Hamdan did not say whether Hamas had consulted with Hezbollah, but he said there may be subsequent "coordination and an understanding."

Hezbollah leadership has told CBS News that the capture of the two Israeli soldiers is yet further pressure to force Israel to release Palestinian detainees, reports Logan.

"We shall not surrender to arrogance and we will not negotiate with terrorists," Olmert said.

The nighttime aerial attack in Gaza was bound to intensify international criticism of Israel. The United Nations has already complained about what it said was disproportionate use of Israeli force in the Gaza operation.
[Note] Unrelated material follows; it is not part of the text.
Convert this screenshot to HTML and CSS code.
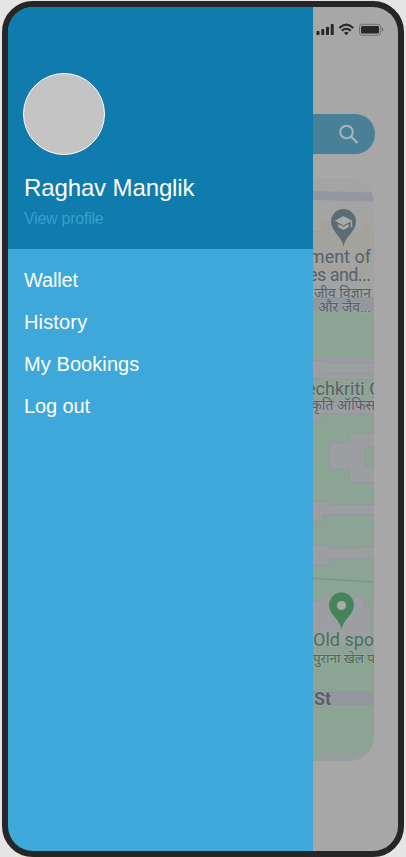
FILE: index.html
```html
<!DOCTYPE html>
<html lang="en">
<head>
<meta charset="utf-8">
<title>Menu</title>
<link rel="stylesheet" href="styles.css">
</head>
<body>
<div class="phone">
  <aside class="drawer">
    <header class="profile">
      <div class="avatar"></div>
      <h1 class="name">Raghav Manglik</h1>
      <a class="view">View profile</a>
    </header>
    <nav class="menu">
      <a class="wallet">Wallet</a>
      <a class="history">History</a>
      <a class="bookings">My Bookings</a>
      <a class="logout">Log out</a>
    </nav>
  </aside>
  <main class="page">
    <svg class="status" viewBox="0 0 72 16">
      <g fill="#282828">
        <rect x="3.5" y="9" width="3" height="4" rx=".8"/>
        <rect x="8.3" y="7" width="3" height="6" rx=".8"/>
        <rect x="13" y="4.7" width="3" height="8.3" rx=".8"/>
        <rect x="17.7" y="2" width="3" height="11" rx=".8"/>
        <path d="M31 10.8Q33.3 8.900 35.600 10.8L33.3 13.300z"/>
        <rect x="48" y="4" width="18" height="7.6" rx="1.4"/>
        <path d="M69 5.5q1.200.6 1.200 2.2t-1.200 2.2z" opacity=".5"/>
      </g>
      <g fill="none" stroke="#282828">
        <path d="M26.3 5.900Q33.3-.500 40.3 5.900M28.8 8.800Q33.3 4.700 37.8 8.800" stroke-width="2.100"/>
        <rect x="46.5" y="2.3" width="21.2" height="11" rx="2.8" opacity=".4"/>
      </g>
    </svg>
    <div class="search">
      <svg class="glass" viewBox="0 0 20 20" fill="none" stroke="#a9b4b9" stroke-width="2">
        <circle cx="7.500" cy="8" r="6.3"/><path d="M12 12.500l6.5 6.5" stroke-width="2.4"/>
      </svg>
    </div>
    <svg class="map" viewBox="313 178 61 583">
      <rect x="313" y="178" width="61" height="583" fill="#a4a4a4"/>
      <path d="M313 191L374 192.5V201.5L313 200z" fill="#9197a1"/>
      <path d="M313 231.5h9.500v-9l2-1.500h3l2 2v11h33.500v-7.500h5v8h6V268h-11v29h-50z" fill="#a4a29c" stroke="#a79e89"/>
      <path d="M363 268h11v29h-61v-20h50z" fill="#a3a3a3"/>
      <path d="M313 297h61v14h-61z" fill="#92969e"/>
      <path d="M313 311h61v450h-61z" fill="#8ca493"/>
      <g fill="#9d9ea1" stroke="#9497a0">
        <path d="M312 358.500h63v21h-63z"/>
        <path d="M312 360.500h14.500v2H375V374h-50.500v4H312z"/>
        <path d="M312 402.500h63v11.500h-53.500v8H312z"/>
        <path d="M375 433.500h-25.500v9H330V469h19.500v13.500H375z"/>
        <path d="M312 501.500h15.500v3.500l47.500-.6V514.500H323v6h-11z"/>
        <path d="M312 545h16.500v3l46.500-.8V558l-46 .8v6.500H312z"/>
        <path d="M312 601h11v-4h41.500v11h6v39H312z"/>
      </g>
      <path d="M375 447h-9.500v21H375z" fill="#8ca493" stroke="#9497a0"/>
      <path d="M313 578.300L374 582" stroke="#709a8b" stroke-width="1.500"/>
      <path d="M313 691h61v14h-61z" fill="#92979d"/>
      <path d="M322 761v-7l2-2h6l3 2 3-1 3 3h6l1-3 5-2v6l5-1 1-4h6l4-3 7-3v15z" fill="#999d9f"/>
      <path d="M343.500 246.500C342 236 331 232 331 221.500a12.500 12.500 0 0 1 25 0C356 232 345 236 343.500 246.500z" fill="#5d6c73"/>
      <path d="M343.500 216l8.700 4.700v6.500h-1.400V221.500l-7.300 4-8.700-4.800zM338.300 224l5.200 2.800 5.200-2.800v3.300l-5.200 2.700-5.200-2.700z" fill="#a8aaab"/>
      <path d="M341.500 629.500C340 619 329 615 329 605a12.500 12.500 0 0 1 25 0C354 615 343 619 341.500 629.500z" fill="#45845a"/>
      <circle cx="341.500" cy="605.500" r="4.600" fill="#a8aaa9"/>
      <g class="labels" fill="#566169">
        <text x="371" y="263" text-anchor="end" class="big">ment of</text>
        <text x="308" y="281" textLength="63" class="big">es and...</text>
        <text x="371" y="298" text-anchor="end" class="hindi">जीव विज्ञान</text>
        <text x="371" y="312" text-anchor="end" class="hindi">और जैव...</text>
        <text x="306" y="395" class="big">echkriti C</text>
        <text x="311" y="410" class="hindi">कृति ऑफिस</text>
        <g fill="#417354">
          <text x="313" y="646" class="big">Old spo</text>
          <text x="313" y="663" class="hindi khel">पुराना खेल प</text>
        </g>
        <text x="314" y="705" class="street">St</text>
      </g>
    </svg>
  </main>
</div>
</body>
</html>
```
FILE: styles.css
```css
* { box-sizing: border-box; }
body { margin: 0; padding: 1px 2px 0; height: 857px; overflow: hidden; background: #e5e5e5; font-family: "Liberation Sans", sans-serif; }
.phone { display: grid; grid-template-columns: 305px 85px; width: 402px; height: 856px; border: 6px solid #262626; border-radius: 31px; overflow: hidden; background: #262626; }
.drawer { background: #3da8d9; color: #fff; }
.profile { height: 242px; padding: 66px 15px 0; background: #107bad; }
.avatar { width: 82px; height: 82px; border: 1px solid #fff; border-radius: 50%; background: #c4c4c4; }
.name { margin: 19px 0 0 1px; font-size: 24px; line-height: 28px; font-weight: 400; letter-spacing: -0.12px; white-space: nowrap; }
.view { display: block; margin: 8px 0 0 1px; font-size: 16px; line-height: 18px; letter-spacing: -0.25px; color: #369fd0; }
.menu { display: flex; flex-direction: column; gap: 18px; padding: 19px 16px; font-size: 20px; line-height: 24px; }
.wallet { letter-spacing: -0.15px; }
.history { letter-spacing: 0.15px; }
.bookings { letter-spacing: 0.08px; }
.logout { letter-spacing: -0.1px; }
.page { background: #a7a7a7; }
.status { display: block; width: 72px; height: 16px; margin-top: 15px; }
.search { display: flex; align-items: center; width: 62px; height: 40px; margin-top: 76px; padding-left: 26px; border-radius: 0 20px 20px 0; background: #488097; }
.glass { width: 20px; height: 20px; }
.map { display: block; width: 61px; height: 583px; margin-top: 24px; border-radius: 0 25px 25px 0; }
.labels { font-family: Roboto, "Noto Sans", sans-serif; paint-order: stroke; stroke: #a2a7a8; stroke-opacity: .6; stroke-width: 2px; }
.big { font-size: 18px; }
.hindi { font-size: 14px; }
.khel { font-size: 13.4px; }
.street { font-size: 18px; font-weight: 700; }
```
But initially, the European Union demanded the immediate release of two Israeli soldiers captured by Hezbollah on Wednesday in a cross-border raid that provoked an Israeli strike in southern Lebanon.

EU spokeswoman Emma Udwin urged both sides to respect the Blue Line border drawn up by the U.N. after the withdrawal of Israeli forces from southern Lebanon in 2000.

"We're extremely concerned," Udwin said. "There has been a very serious incident."

She said the EU "unreservedly" condemned the kidnapping.

More than 60 Palestinians have been killed in Israel's Gaza offensive, most of them gunmen, but about a dozen have been civilians. One Israeli soldier also has died, shot by fellow troops.

Security officials said Israel dropped a 550-pound bomb on the home, which collapsed and buried people under the rubble.

The house next door, set on stilts, leaned precariously. All the windows in the surrounding houses were blown out, and some walls were pocked with small shrapnel holes. People sat in damaged houses, peering through holes in the walls.

The scene resembled the aftermath of a 2002 attack in which an Israeli warplane dropped on one-ton bomb on the house of a Hamas leader in Gaza, killing him and 14 other people, including nine children. The attack set off criticism from human rights groups that still reverberates.

Earlier in the day, Israel sent tanks and troops into southern Gaza from the Kissufim crossing, once the main access point to Jewish settlements, and an access road near city of Khan Younis and town of Deir al-Balah.